Review Comment:
Summary:
This paper presents a new method for embedding horn rules in a knowledge graph as queries to improve link-prediction.
Discussion:
The paper presents an initially very interesting idea, but very quickly loses its motivation with a great deal of quite dense definitions and methodology that seems mostly ad-hoc. Accompanied with positive yet mediocre results this extreme level of seemingly arbitrary formalism does not feel warranted, and makes it seem more like the experiment was mostly designed through iterated trial-and-error until better numbers were achieved rather than the actual pursuit of a new method. Specifically sections 3.2 - 4 are concerning. It may be the case that all steps were deliberate and designed to test an overarching idea but this is not apparent from the writing. Additionally, though none of the errors were significant enough to cause concern, there are many very small language errors in the text that don't take away from the idea but do interrupt reading the paper. Lastly, Table 3 feels disingenuous and it should be changed in the case where DegreEmbed is shown to be optimal when it is in fact a tie, or at least more precision should be included to show it is not a tie. If the authors are able to motivate the work better, streamline some of the definitions, edit the tables a bit, and correct the many minor English errors then I believe it may be good enough to accept, though this is not certain.
Evaluation:
Accept only with major revisions
Notes ([#,#,#] refers to page, column, line number of note):
Too many very minor English errors were found to reproduce all of them. None felt problematic but it should be thoroughly checked to make sure it reads smoothly.
It may be better not to speculate on the causes of incompleteness for KGs in the abstract and introduction. This is certainly an issue but it is not certain exactly why this happens in any particular case, and it may even be unavoidable.
The notion of path accompanied by a max length seems highly susceptible to influence by the presence of reflexive triples, which may not exist in the studied KGs but are probably allowed (depending on the source some may even be implicit) and could massively increase the number of possible paths with unhelpful and redundant information.

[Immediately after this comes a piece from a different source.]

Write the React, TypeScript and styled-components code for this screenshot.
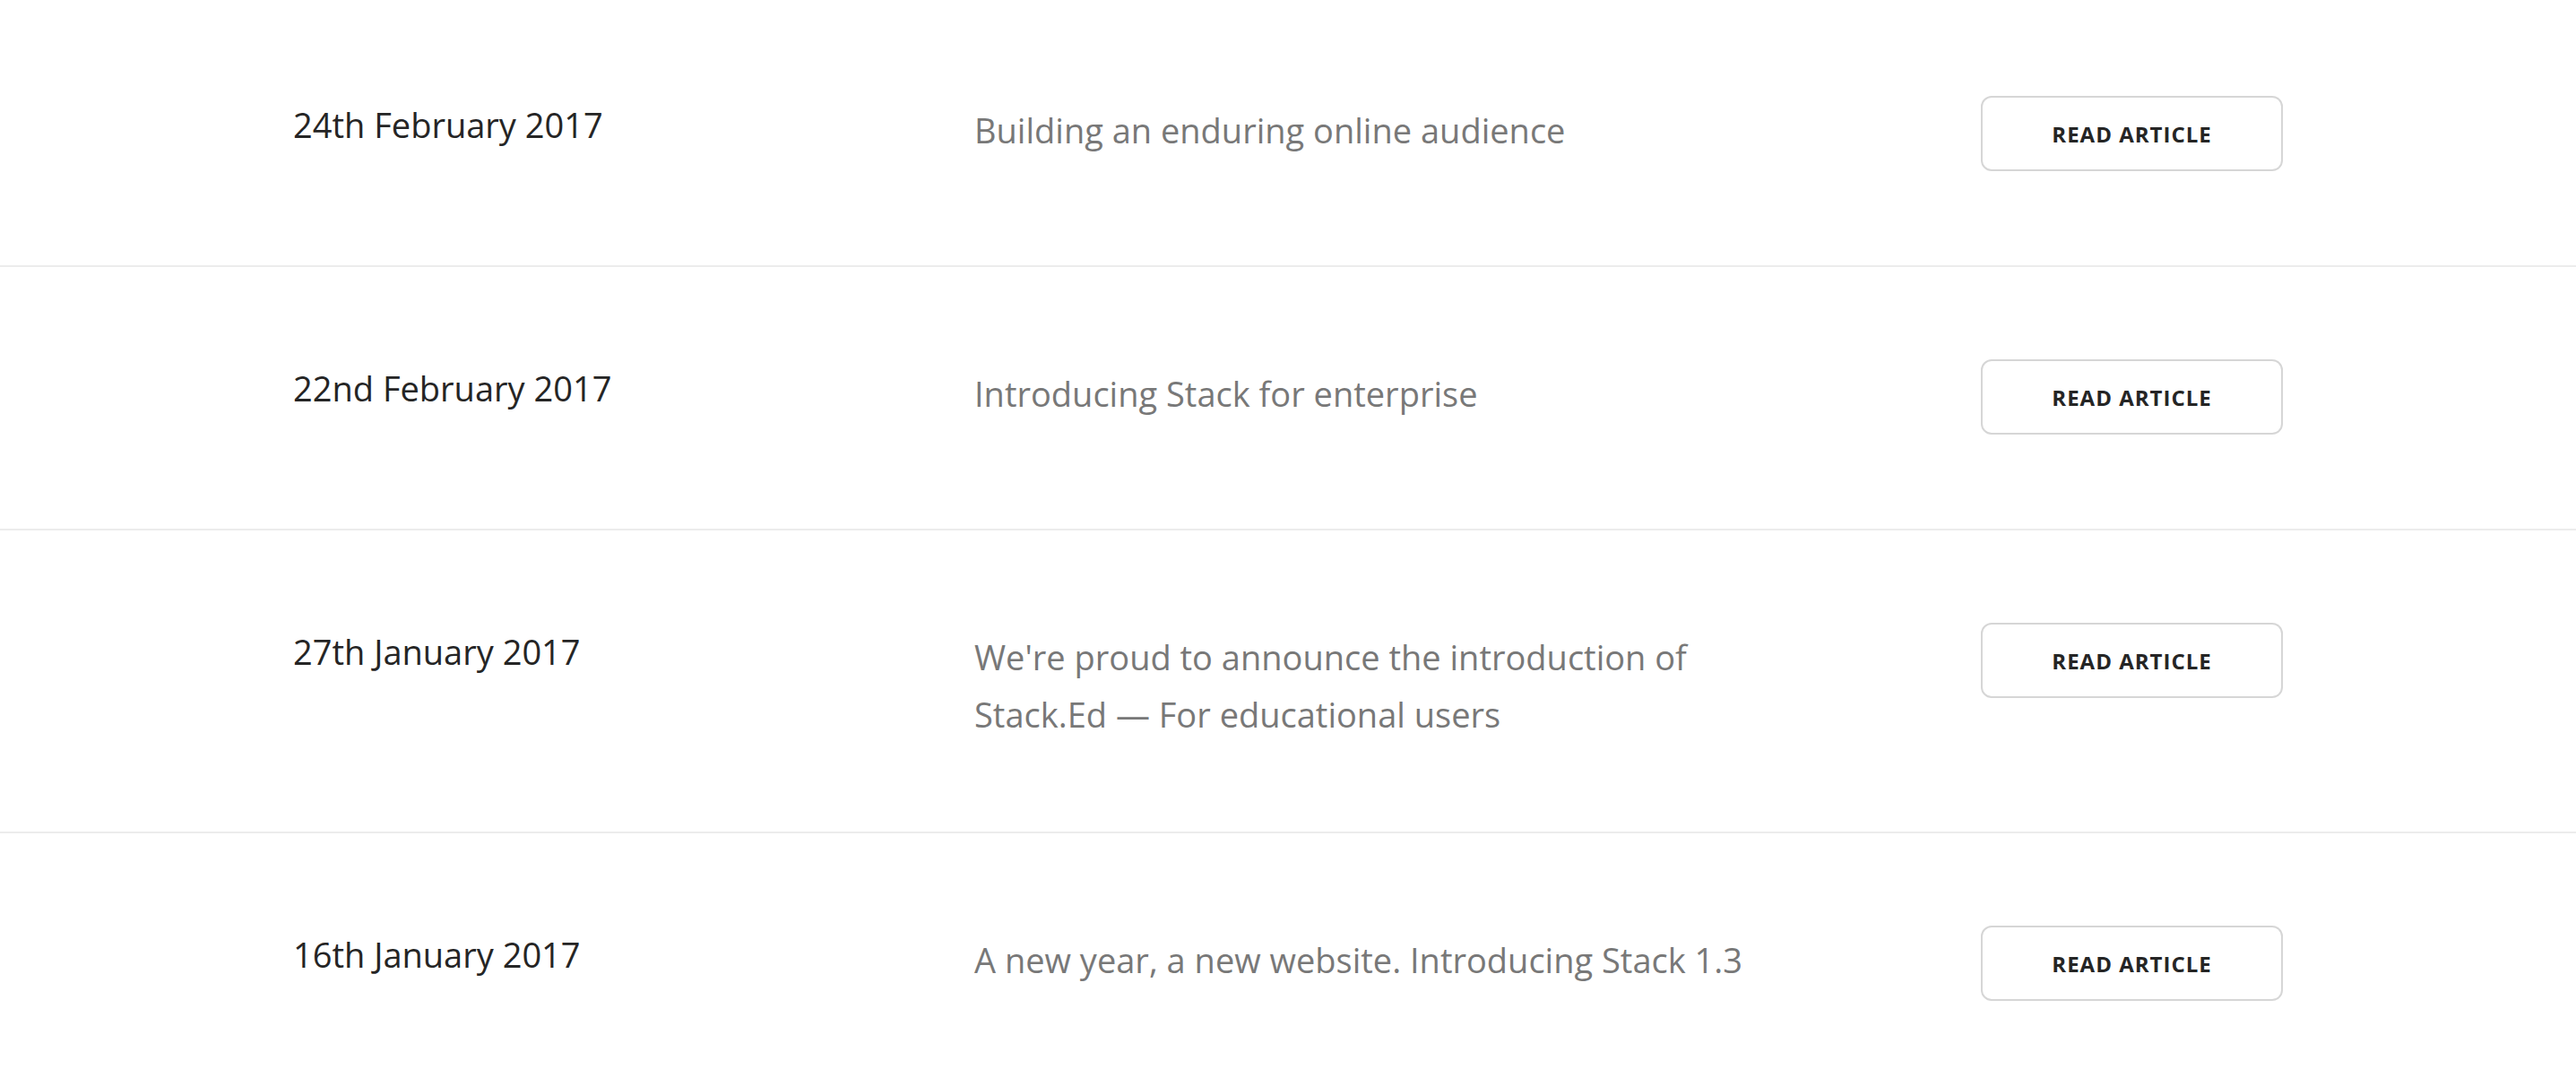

In Definition 2 is almost like you are computing precision, in which case it may be easier to redefine the reasoning as a prediction task with TPs etc
Given the previous comment, it almost feels like Definition 4 could be modified to represent a recall analog and you could you get an F1 score which would not need any definition.
3.2 all the way to the end of 4 either needs some motivation to explain why so many complex equations are presented so that readers can connect them to the broader idea, or at the very least it can be changed to an overview that shows why certain methods were chosen with the equations moved to a separate section. It is not that they are incorrect, as far as I can tell, but rather it is quite difficult to understand why these particular methods are chosen. To simplify this comment: the "how" of the method is abundantly clear, the "why" is not obvious to me and possibly absent entirely.
[7,2,3] "Transferred" should be clarified, since my understanding is that the model must be retrained on other sources, even if it can still work, and the wording makes this ambiguous.
Table 3 has scores that are not bold but equal to the DegreEmbed results. This could be interpreted as a dishonest presentation unless it is clarified.
Table 4 RotatE WN18 MME is missing a decimal
Tables 5-7 are quite large and could be reduced to a few select examples, reproducing so many results explicitly is not helping show the overall performance of the method.
|